Working data -
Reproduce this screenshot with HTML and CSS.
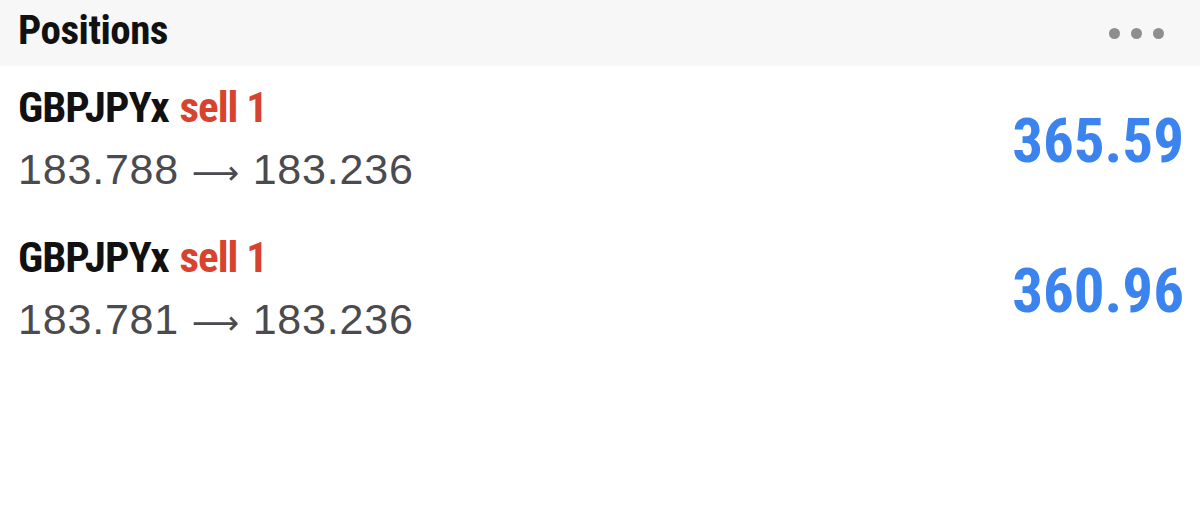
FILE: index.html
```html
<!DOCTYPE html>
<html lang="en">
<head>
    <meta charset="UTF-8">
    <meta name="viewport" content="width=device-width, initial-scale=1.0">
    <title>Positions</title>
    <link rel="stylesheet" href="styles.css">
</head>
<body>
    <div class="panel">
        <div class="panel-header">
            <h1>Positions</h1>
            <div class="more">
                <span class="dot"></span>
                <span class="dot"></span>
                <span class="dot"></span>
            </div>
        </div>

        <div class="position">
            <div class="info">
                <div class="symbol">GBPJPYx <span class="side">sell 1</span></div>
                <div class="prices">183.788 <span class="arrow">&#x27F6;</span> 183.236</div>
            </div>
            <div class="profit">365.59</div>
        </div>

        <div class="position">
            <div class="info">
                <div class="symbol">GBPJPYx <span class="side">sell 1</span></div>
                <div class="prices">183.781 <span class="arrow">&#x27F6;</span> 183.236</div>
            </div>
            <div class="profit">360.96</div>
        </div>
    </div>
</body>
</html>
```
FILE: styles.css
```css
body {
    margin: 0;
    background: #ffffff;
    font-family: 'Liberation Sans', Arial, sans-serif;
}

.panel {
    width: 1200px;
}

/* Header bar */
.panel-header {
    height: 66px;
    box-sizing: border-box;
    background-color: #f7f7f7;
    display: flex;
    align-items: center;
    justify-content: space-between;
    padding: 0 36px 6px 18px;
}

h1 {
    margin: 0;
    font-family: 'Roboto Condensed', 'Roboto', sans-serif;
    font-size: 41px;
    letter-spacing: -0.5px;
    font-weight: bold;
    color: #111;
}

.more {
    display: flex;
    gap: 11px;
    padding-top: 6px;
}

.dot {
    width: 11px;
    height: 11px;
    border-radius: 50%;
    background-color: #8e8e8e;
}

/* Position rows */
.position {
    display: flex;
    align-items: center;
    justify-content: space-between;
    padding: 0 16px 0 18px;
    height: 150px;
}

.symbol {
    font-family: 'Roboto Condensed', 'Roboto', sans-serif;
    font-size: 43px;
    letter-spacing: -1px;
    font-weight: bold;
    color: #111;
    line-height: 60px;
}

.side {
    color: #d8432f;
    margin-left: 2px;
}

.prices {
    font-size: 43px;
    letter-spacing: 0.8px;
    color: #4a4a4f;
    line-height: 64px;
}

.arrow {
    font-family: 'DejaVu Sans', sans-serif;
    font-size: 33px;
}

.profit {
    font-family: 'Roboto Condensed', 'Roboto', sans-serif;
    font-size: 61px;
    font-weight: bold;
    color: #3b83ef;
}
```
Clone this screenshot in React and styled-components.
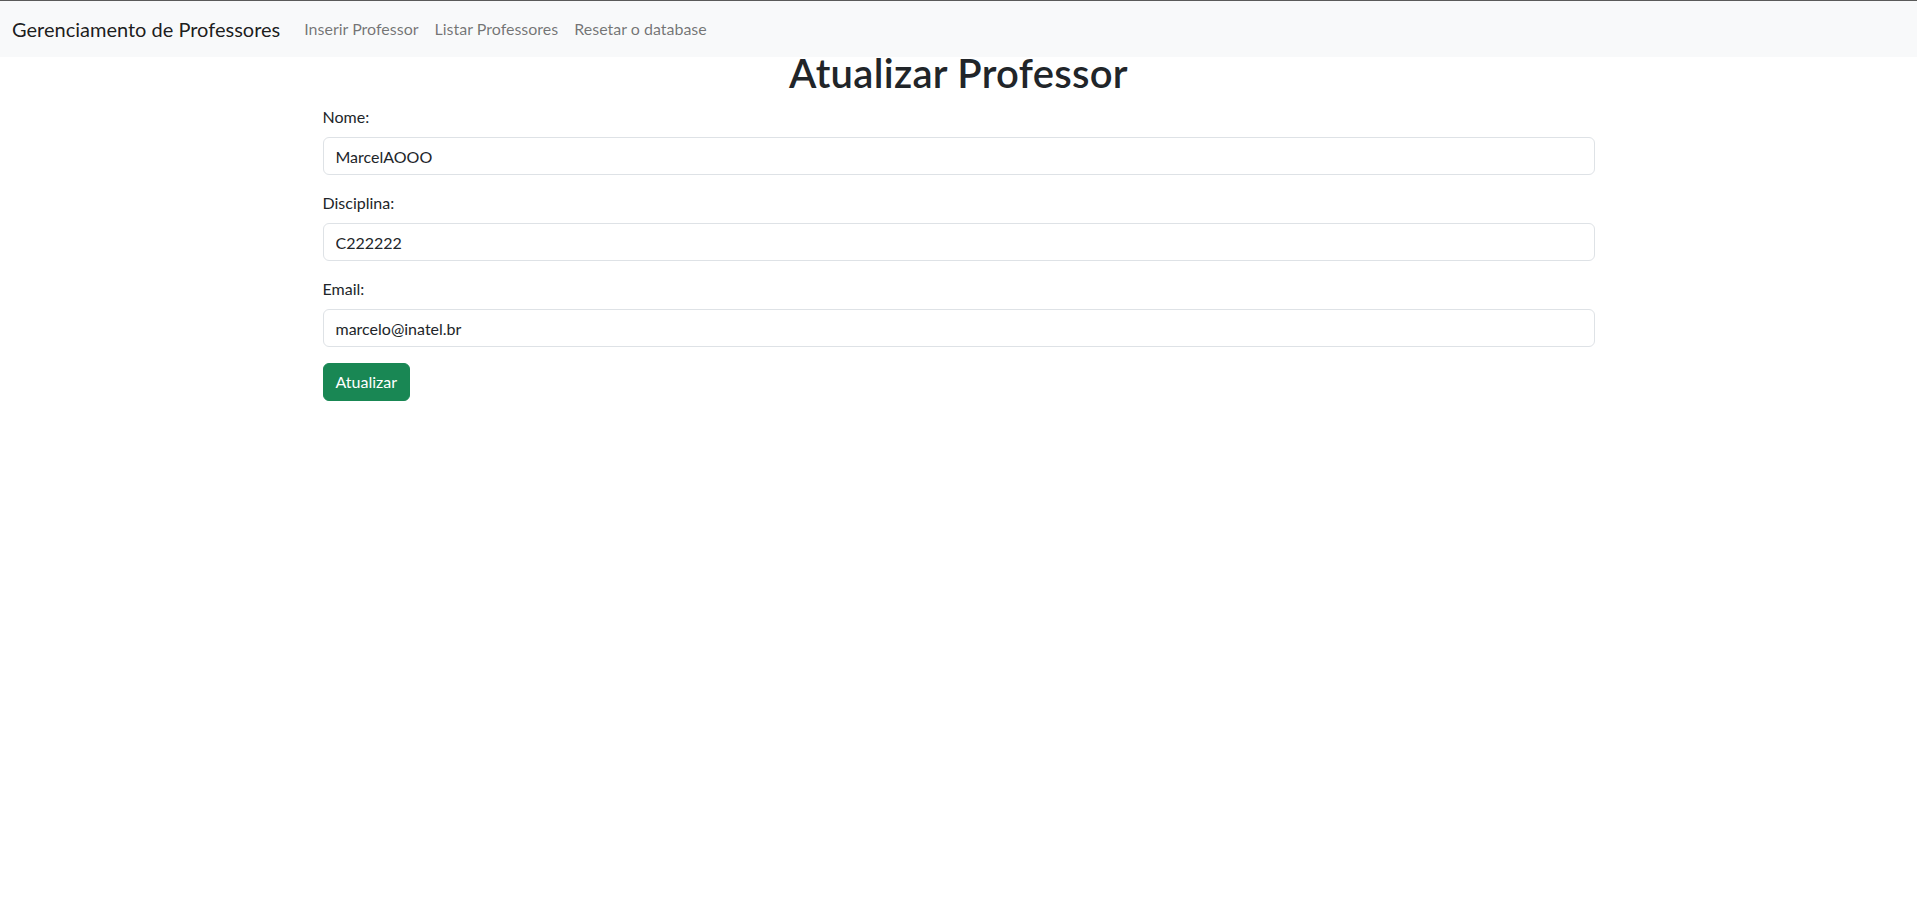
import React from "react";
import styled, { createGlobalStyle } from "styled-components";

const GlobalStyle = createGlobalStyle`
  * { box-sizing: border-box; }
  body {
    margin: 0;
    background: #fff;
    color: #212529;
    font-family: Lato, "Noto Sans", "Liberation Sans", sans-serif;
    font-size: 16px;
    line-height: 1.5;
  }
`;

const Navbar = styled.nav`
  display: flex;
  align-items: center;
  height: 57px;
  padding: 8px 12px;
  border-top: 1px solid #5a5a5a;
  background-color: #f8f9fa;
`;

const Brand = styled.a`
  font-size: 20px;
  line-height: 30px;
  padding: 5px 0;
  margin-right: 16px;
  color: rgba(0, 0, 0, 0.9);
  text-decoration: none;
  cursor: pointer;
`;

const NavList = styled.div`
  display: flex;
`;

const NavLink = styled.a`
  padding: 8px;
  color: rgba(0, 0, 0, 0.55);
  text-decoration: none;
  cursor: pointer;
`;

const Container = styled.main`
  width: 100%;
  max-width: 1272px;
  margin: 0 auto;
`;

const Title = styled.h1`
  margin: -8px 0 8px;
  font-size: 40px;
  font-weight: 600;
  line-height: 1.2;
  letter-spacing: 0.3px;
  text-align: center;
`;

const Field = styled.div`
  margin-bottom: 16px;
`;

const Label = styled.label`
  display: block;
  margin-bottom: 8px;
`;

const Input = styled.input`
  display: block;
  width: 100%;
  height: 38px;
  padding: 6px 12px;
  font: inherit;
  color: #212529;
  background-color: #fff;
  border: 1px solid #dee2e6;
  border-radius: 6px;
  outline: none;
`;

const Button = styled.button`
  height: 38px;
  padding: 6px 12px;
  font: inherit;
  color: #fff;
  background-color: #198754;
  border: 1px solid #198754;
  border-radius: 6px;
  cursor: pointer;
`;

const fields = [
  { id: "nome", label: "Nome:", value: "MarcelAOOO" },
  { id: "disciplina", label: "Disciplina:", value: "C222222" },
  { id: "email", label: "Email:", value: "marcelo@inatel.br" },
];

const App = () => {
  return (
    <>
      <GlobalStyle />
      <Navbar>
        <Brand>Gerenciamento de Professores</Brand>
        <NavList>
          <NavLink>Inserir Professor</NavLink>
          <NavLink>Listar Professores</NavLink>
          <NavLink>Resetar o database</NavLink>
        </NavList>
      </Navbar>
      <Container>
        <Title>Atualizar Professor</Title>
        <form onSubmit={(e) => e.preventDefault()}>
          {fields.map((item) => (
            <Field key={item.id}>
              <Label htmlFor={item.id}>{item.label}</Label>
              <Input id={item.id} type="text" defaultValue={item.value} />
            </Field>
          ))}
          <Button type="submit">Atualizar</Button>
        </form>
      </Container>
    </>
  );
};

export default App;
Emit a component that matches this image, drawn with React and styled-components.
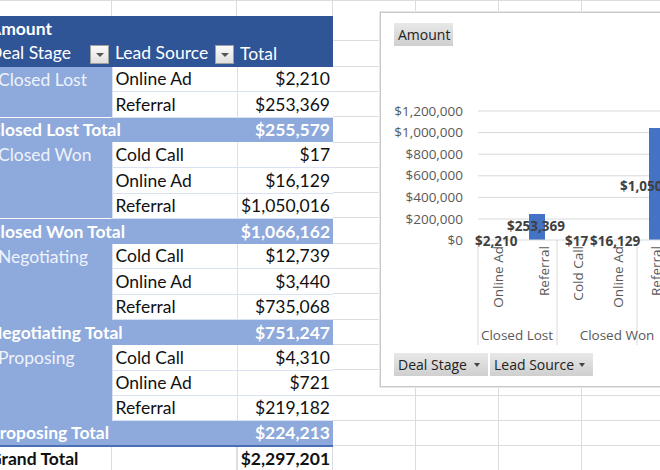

Instructions to follow - Omit the pictures and output all of the other material exactly.

Response for this exercise -
Reproduce this screenshot with HTML and CSS.
FILE: index.html
```html
<!DOCTYPE html>
<html lang="en">
<head>
    <meta charset="UTF-8">
    <meta name="viewport" content="width=device-width, initial-scale=1.0">
    <title>Positions</title>
    <link rel="stylesheet" href="styles.css">
</head>
<body>
    <div class="panel">
        <div class="panel-header">
            <h1>Positions</h1>
            <div class="more">
                <span class="dot"></span>
                <span class="dot"></span>
                <span class="dot"></span>
            </div>
        </div>

        <div class="position">
            <div class="info">
                <div class="symbol">GBPJPYx <span class="side">sell 1</span></div>
                <div class="prices">183.788 <span class="arrow">&#x27F6;</span> 183.236</div>
            </div>
            <div class="profit">365.59</div>
        </div>

        <div class="position">
            <div class="info">
                <div class="symbol">GBPJPYx <span class="side">sell 1</span></div>
                <div class="prices">183.781 <span class="arrow">&#x27F6;</span> 183.236</div>
            </div>
            <div class="profit">360.96</div>
        </div>
    </div>
</body>
</html>
```
FILE: styles.css
```css
body {
    margin: 0;
    background: #ffffff;
    font-family: 'Liberation Sans', Arial, sans-serif;
}

.panel {
    width: 1200px;
}

/* Header bar */
.panel-header {
    height: 66px;
    box-sizing: border-box;
    background-color: #f7f7f7;
    display: flex;
    align-items: center;
    justify-content: space-between;
    padding: 0 36px 6px 18px;
}

h1 {
    margin: 0;
    font-family: 'Roboto Condensed', 'Roboto', sans-serif;
    font-size: 41px;
    letter-spacing: -0.5px;
    font-weight: bold;
    color: #111;
}

.more {
    display: flex;
    gap: 11px;
    padding-top: 6px;
}

.dot {
    width: 11px;
    height: 11px;
    border-radius: 50%;
    background-color: #8e8e8e;
}

/* Position rows */
.position {
    display: flex;
    align-items: center;
    justify-content: space-between;
    padding: 0 16px 0 18px;
    height: 150px;
}

.symbol {
    font-family: 'Roboto Condensed', 'Roboto', sans-serif;
    font-size: 43px;
    letter-spacing: -1px;
    font-weight: bold;
    color: #111;
    line-height: 60px;
}

.side {
    color: #d8432f;
    margin-left: 2px;
}

.prices {
    font-size: 43px;
    letter-spacing: 0.8px;
    color: #4a4a4f;
    line-height: 64px;
}

.arrow {
    font-family: 'DejaVu Sans', sans-serif;
    font-size: 33px;
}

.profit {
    font-family: 'Roboto Condensed', 'Roboto', sans-serif;
    font-size: 61px;
    font-weight: bold;
    color: #3b83ef;
}
```
Clone this screenshot in React and styled-components.
import React from "react";
import styled, { createGlobalStyle } from "styled-components";

const GlobalStyle = createGlobalStyle`
  * { box-sizing: border-box; }
  body {
    margin: 0;
    background: #fff;
    color: #212529;
    font-family: Lato, "Noto Sans", "Liberation Sans", sans-serif;
    font-size: 16px;
    line-height: 1.5;
  }
`;

const Navbar = styled.nav`
  display: flex;
  align-items: center;
  height: 57px;
  padding: 8px 12px;
  border-top: 1px solid #5a5a5a;
  background-color: #f8f9fa;
`;

const Brand = styled.a`
  font-size: 20px;
  line-height: 30px;
  padding: 5px 0;
  margin-right: 16px;
  color: rgba(0, 0, 0, 0.9);
  text-decoration: none;
  cursor: pointer;
`;

const NavList = styled.div`
  display: flex;
`;

const NavLink = styled.a`
  padding: 8px;
  color: rgba(0, 0, 0, 0.55);
  text-decoration: none;
  cursor: pointer;
`;

const Container = styled.main`
  width: 100%;
  max-width: 1272px;
  margin: 0 auto;
`;

const Title = styled.h1`
  margin: -8px 0 8px;
  font-size: 40px;
  font-weight: 600;
  line-height: 1.2;
  letter-spacing: 0.3px;
  text-align: center;
`;

const Field = styled.div`
  margin-bottom: 16px;
`;

const Label = styled.label`
  display: block;
  margin-bottom: 8px;
`;

const Input = styled.input`
  display: block;
  width: 100%;
  height: 38px;
  padding: 6px 12px;
  font: inherit;
  color: #212529;
  background-color: #fff;
  border: 1px solid #dee2e6;
  border-radius: 6px;
  outline: none;
`;

const Button = styled.button`
  height: 38px;
  padding: 6px 12px;
  font: inherit;
  color: #fff;
  background-color: #198754;
  border: 1px solid #198754;
  border-radius: 6px;
  cursor: pointer;
`;

const fields = [
  { id: "nome", label: "Nome:", value: "MarcelAOOO" },
  { id: "disciplina", label: "Disciplina:", value: "C222222" },
  { id: "email", label: "Email:", value: "marcelo@inatel.br" },
];

const App = () => {
  return (
    <>
      <GlobalStyle />
      <Navbar>
        <Brand>Gerenciamento de Professores</Brand>
        <NavList>
          <NavLink>Inserir Professor</NavLink>
          <NavLink>Listar Professores</NavLink>
          <NavLink>Resetar o database</NavLink>
        </NavList>
      </Navbar>
      <Container>
        <Title>Atualizar Professor</Title>
        <form onSubmit={(e) => e.preventDefault()}>
          {fields.map((item) => (
            <Field key={item.id}>
              <Label htmlFor={item.id}>{item.label}</Label>
              <Input id={item.id} type="text" defaultValue={item.value} />
            </Field>
          ))}
          <Button type="submit">Atualizar</Button>
        </form>
      </Container>
    </>
  );
};

export default App;
Emit a component that matches this image, drawn with React and styled-components.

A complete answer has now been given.